## Task brief
Reproduce each line bearing the word "index".

## Dataset excerpt

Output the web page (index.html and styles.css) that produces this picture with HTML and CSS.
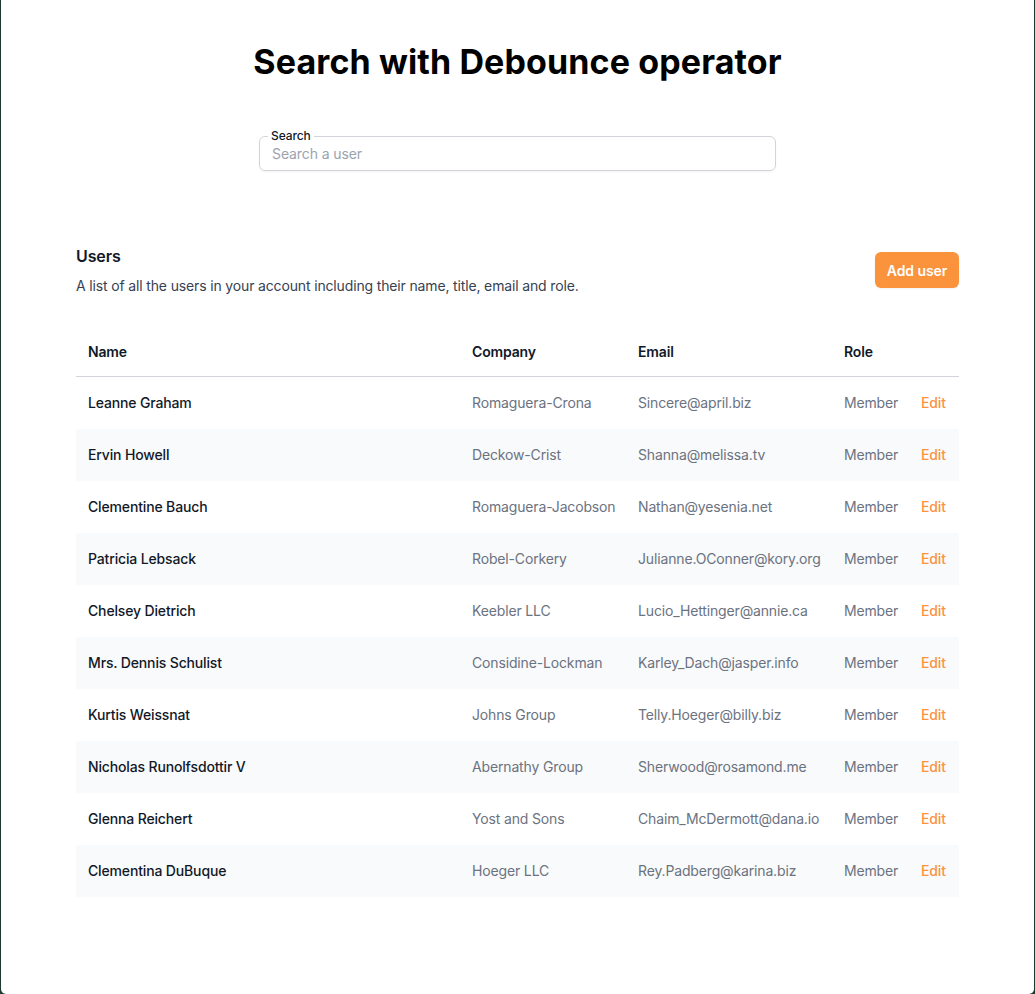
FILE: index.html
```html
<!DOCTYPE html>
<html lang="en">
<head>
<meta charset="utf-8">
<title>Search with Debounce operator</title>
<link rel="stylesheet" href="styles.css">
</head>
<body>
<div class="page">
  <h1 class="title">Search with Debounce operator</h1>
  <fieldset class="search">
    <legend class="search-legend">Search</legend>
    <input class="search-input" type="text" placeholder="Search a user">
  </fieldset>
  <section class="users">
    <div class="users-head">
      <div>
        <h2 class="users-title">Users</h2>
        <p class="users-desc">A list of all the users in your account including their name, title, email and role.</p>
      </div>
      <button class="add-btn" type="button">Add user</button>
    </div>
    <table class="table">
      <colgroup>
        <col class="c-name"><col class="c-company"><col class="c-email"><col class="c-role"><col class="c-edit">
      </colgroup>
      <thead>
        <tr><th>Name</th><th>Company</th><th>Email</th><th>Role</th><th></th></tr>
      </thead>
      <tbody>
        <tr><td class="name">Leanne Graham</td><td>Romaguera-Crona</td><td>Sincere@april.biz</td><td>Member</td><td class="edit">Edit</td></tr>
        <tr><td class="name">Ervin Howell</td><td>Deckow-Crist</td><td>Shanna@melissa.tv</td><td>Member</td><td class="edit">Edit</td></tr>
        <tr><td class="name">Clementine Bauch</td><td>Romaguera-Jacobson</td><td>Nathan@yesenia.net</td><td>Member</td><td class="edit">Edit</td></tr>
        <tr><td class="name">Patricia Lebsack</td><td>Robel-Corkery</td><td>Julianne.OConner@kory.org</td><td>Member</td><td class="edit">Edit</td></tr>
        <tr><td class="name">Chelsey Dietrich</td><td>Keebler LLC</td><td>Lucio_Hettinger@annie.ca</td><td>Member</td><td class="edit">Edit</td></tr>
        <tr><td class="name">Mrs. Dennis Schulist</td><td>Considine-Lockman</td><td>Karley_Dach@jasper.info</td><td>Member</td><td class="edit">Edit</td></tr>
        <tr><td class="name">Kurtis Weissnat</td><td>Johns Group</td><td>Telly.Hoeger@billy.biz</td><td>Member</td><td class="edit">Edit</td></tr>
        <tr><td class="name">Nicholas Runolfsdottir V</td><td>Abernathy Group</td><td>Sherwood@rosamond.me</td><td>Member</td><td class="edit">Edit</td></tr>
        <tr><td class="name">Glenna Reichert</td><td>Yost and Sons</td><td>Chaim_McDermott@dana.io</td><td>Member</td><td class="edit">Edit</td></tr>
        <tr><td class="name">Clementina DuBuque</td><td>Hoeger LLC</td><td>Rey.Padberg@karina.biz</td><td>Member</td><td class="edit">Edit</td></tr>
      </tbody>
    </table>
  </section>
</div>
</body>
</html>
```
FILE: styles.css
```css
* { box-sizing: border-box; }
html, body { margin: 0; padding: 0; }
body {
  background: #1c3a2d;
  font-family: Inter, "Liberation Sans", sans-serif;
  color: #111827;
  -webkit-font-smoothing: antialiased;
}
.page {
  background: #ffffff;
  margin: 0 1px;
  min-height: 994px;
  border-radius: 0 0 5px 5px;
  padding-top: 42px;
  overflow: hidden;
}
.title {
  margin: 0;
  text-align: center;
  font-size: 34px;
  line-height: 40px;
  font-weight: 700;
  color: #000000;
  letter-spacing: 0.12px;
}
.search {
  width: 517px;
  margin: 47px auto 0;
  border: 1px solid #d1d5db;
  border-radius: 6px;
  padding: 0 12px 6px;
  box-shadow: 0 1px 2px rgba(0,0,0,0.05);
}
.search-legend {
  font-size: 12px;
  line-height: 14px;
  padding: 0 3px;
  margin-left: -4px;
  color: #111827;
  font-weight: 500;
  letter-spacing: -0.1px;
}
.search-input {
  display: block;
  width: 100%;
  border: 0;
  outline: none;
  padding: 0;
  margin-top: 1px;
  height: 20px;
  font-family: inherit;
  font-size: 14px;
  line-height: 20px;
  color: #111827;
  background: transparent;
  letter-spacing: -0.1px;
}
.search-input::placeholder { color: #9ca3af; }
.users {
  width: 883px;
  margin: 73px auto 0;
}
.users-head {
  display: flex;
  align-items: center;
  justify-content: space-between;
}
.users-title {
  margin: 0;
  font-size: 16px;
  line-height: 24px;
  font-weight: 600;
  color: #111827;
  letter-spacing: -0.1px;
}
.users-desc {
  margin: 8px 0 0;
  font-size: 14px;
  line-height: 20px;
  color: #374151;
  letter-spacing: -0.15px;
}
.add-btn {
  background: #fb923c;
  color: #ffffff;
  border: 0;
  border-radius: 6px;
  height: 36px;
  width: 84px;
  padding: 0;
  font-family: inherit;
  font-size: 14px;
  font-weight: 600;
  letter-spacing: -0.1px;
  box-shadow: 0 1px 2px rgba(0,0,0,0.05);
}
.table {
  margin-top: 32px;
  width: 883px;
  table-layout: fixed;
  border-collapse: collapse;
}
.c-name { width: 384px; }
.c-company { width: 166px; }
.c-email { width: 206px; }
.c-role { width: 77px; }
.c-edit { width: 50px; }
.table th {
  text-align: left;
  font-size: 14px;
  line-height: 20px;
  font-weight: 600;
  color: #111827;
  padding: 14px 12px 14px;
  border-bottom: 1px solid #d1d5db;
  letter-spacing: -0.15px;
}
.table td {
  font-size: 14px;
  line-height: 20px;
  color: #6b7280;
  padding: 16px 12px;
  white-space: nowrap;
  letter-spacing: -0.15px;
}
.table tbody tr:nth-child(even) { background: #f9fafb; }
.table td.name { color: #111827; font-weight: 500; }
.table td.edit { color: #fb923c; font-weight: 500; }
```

## Complete response
Output the web page (index.html and styles.css) that produces this picture with HTML and CSS.
FILE: index.html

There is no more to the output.